------ Task data
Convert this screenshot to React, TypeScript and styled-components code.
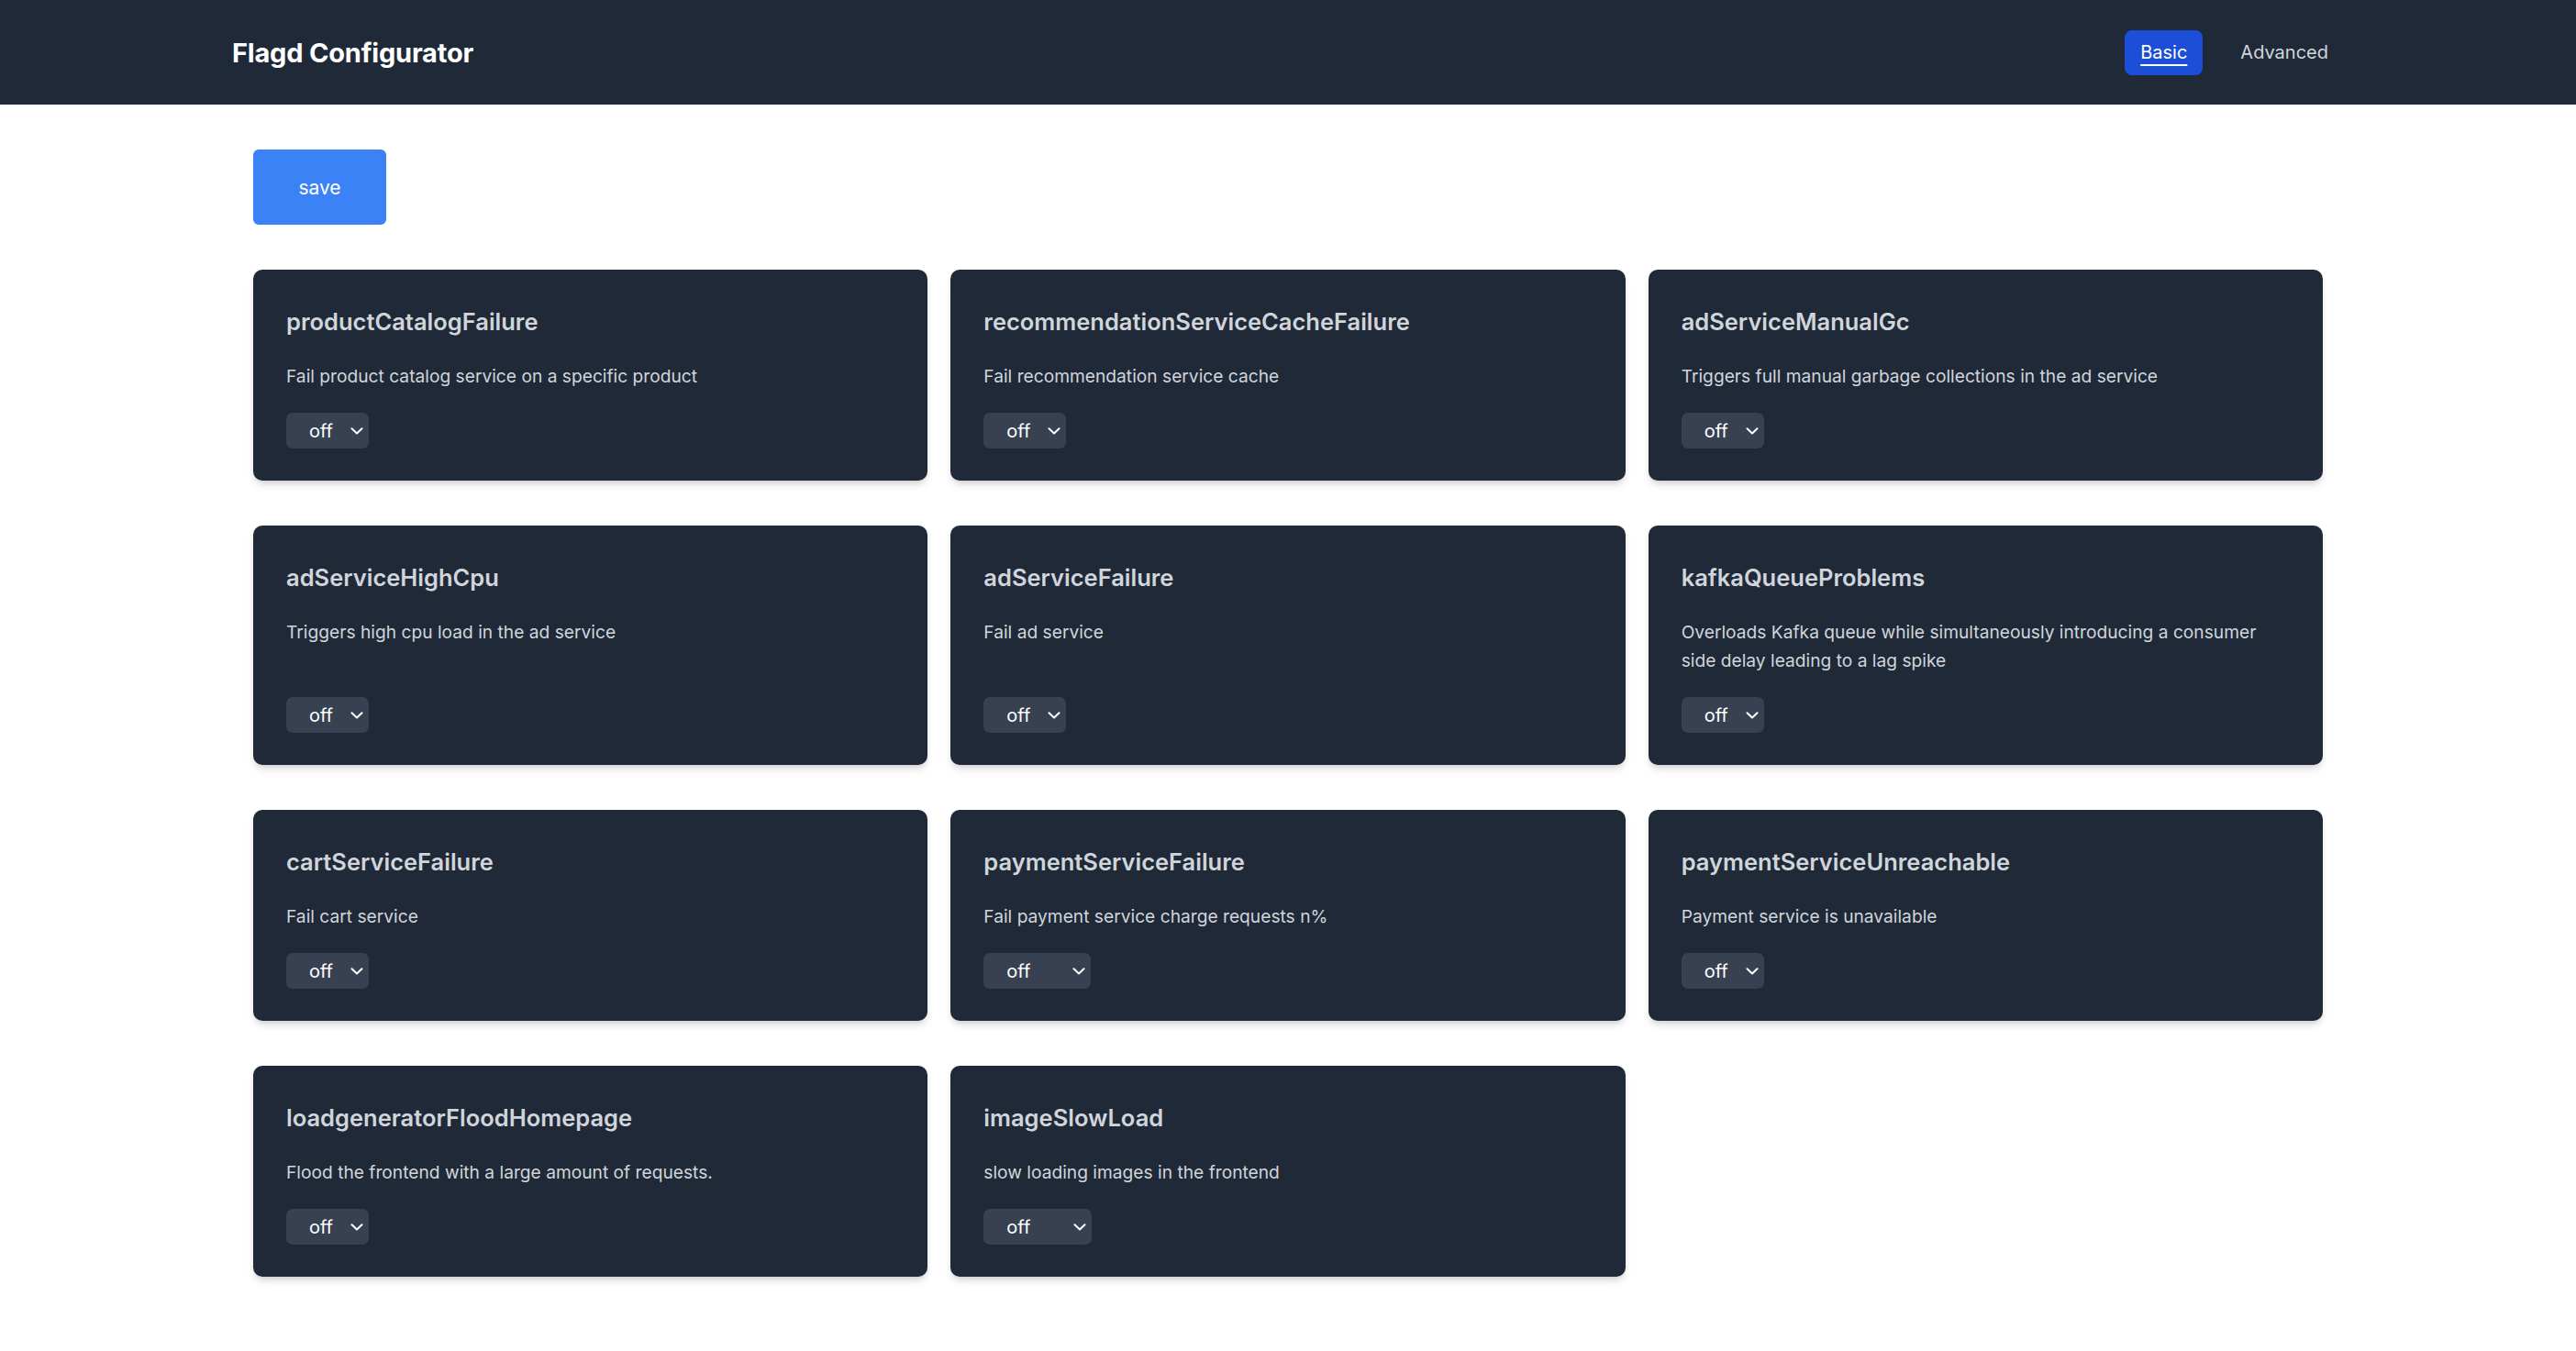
------------
------ Task data
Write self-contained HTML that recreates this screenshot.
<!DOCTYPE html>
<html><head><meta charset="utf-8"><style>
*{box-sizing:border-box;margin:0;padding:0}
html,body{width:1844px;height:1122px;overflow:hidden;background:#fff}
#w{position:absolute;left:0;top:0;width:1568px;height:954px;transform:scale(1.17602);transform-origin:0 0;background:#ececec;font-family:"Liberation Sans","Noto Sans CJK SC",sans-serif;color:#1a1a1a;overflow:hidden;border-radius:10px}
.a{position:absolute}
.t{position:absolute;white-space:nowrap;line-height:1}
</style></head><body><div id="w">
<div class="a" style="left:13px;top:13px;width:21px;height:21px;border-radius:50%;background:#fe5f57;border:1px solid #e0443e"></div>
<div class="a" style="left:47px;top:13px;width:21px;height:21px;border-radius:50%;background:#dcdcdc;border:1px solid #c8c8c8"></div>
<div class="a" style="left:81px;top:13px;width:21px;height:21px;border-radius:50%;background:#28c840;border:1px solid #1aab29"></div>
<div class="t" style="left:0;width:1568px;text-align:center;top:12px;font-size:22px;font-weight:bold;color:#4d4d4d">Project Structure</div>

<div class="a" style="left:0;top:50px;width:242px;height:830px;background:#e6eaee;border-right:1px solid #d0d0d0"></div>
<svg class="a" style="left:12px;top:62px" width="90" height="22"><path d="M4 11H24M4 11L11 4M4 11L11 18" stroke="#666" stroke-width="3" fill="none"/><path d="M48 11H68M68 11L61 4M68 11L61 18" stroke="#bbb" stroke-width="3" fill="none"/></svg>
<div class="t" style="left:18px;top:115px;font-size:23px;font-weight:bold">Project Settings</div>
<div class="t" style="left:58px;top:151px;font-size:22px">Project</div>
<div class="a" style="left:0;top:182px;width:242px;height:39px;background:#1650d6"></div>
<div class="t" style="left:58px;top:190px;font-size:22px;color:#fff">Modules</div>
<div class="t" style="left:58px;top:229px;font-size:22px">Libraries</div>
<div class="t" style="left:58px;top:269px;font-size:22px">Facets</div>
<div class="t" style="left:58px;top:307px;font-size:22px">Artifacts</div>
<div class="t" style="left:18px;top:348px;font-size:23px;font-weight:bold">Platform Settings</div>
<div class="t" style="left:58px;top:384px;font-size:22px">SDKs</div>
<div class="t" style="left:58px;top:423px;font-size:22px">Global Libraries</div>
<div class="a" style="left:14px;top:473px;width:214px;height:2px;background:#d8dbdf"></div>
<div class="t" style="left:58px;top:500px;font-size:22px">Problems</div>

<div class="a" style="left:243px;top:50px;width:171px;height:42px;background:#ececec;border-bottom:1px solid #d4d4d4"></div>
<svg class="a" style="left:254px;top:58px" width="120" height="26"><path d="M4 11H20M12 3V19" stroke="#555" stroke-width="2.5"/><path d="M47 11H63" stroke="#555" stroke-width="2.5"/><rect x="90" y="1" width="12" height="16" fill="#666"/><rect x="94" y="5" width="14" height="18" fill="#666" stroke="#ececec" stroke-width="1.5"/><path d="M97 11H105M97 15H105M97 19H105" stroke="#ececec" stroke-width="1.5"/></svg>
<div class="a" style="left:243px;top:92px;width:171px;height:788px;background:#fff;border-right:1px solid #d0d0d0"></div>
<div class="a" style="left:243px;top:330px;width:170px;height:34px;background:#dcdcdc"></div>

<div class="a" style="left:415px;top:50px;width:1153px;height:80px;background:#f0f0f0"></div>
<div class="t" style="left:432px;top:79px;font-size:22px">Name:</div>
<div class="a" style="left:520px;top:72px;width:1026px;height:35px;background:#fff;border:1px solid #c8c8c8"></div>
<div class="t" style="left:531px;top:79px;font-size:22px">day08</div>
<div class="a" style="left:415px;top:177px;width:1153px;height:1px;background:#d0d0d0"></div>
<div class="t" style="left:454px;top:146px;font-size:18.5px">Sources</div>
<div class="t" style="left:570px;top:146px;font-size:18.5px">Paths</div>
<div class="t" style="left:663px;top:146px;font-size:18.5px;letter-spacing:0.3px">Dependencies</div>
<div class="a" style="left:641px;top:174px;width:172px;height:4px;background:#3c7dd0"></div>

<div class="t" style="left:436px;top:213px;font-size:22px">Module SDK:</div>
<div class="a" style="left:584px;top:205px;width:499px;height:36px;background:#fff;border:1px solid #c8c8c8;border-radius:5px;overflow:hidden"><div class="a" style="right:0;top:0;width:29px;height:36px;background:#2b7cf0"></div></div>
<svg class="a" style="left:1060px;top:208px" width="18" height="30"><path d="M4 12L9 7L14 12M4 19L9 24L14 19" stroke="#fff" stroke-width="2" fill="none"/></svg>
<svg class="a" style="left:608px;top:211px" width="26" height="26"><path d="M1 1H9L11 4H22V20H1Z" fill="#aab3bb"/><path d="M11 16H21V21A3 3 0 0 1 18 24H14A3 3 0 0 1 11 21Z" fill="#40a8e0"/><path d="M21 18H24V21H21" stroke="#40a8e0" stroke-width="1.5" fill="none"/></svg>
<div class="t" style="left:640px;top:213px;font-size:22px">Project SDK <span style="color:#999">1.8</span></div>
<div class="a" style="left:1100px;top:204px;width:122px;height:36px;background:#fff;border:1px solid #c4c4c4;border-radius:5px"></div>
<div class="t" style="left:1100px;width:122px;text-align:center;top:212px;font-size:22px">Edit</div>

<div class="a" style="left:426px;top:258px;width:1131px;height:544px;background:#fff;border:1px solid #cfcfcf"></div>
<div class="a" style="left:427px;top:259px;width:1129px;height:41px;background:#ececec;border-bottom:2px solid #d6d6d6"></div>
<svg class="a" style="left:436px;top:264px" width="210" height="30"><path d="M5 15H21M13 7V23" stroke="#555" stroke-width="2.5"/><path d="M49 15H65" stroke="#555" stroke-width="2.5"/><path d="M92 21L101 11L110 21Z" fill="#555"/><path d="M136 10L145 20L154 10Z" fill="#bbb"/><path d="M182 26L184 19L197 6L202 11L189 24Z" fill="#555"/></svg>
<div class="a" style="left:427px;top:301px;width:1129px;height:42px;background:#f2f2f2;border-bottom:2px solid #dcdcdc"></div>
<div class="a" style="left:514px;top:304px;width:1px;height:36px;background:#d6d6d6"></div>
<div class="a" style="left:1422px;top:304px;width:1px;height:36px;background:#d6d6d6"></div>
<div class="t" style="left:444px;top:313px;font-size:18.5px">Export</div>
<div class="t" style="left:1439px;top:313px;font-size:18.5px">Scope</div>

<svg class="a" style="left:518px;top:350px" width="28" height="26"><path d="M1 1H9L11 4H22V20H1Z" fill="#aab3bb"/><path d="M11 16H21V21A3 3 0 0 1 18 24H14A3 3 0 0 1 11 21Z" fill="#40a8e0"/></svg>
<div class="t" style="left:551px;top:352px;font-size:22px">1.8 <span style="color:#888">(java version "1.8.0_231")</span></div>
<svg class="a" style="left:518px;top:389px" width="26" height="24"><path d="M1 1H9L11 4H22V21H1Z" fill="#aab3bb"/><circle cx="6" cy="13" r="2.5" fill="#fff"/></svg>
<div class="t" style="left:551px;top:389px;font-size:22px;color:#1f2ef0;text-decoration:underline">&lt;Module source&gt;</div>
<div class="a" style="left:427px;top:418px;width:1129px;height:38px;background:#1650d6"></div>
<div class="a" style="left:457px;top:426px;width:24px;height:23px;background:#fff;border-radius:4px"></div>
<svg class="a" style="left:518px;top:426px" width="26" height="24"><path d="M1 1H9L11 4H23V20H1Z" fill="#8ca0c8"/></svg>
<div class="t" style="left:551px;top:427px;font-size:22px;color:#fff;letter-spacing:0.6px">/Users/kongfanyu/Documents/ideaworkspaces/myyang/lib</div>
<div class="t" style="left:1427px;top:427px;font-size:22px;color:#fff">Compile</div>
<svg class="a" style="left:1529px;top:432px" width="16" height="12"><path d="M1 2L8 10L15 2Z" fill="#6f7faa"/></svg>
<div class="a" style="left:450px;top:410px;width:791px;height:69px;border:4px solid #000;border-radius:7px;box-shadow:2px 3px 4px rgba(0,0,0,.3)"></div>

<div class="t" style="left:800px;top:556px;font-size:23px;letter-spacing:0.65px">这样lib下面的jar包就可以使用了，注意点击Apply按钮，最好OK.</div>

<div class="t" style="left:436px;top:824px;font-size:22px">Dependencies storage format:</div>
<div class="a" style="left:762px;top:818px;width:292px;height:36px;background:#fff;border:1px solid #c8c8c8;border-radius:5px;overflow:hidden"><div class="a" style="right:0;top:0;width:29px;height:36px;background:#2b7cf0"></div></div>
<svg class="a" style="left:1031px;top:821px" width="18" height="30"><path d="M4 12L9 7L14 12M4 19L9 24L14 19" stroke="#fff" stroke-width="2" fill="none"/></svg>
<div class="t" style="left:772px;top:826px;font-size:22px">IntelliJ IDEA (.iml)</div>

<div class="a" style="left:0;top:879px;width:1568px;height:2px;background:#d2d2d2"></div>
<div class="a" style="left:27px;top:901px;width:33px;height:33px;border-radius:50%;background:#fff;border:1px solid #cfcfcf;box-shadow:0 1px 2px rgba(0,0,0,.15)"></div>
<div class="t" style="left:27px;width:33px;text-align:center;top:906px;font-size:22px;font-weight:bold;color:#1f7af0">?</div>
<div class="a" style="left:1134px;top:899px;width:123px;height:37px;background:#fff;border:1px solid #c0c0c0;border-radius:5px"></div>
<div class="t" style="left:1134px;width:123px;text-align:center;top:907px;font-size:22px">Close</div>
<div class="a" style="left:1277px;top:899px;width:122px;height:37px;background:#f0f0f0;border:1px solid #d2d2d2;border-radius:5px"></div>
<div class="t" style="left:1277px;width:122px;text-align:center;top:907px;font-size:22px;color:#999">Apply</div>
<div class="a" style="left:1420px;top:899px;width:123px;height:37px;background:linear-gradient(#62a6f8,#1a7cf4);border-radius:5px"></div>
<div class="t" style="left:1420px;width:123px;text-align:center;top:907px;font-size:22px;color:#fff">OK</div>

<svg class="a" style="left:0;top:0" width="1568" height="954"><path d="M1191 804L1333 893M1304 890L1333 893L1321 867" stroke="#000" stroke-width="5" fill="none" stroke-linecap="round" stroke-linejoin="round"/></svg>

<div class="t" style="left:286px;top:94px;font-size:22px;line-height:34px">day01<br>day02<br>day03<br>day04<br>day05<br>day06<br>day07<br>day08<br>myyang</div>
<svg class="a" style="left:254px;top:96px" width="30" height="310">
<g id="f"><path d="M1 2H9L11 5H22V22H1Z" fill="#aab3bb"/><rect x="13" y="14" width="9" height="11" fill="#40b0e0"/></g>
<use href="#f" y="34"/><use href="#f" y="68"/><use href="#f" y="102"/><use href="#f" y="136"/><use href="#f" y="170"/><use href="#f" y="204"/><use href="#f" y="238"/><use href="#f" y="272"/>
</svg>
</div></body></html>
------------
Written problem:
Pull out all lines in the data above that include "screenshot".

Solution:
Convert this screenshot to React, TypeScript and styled-components code.
Write self-contained HTML that recreates this screenshot.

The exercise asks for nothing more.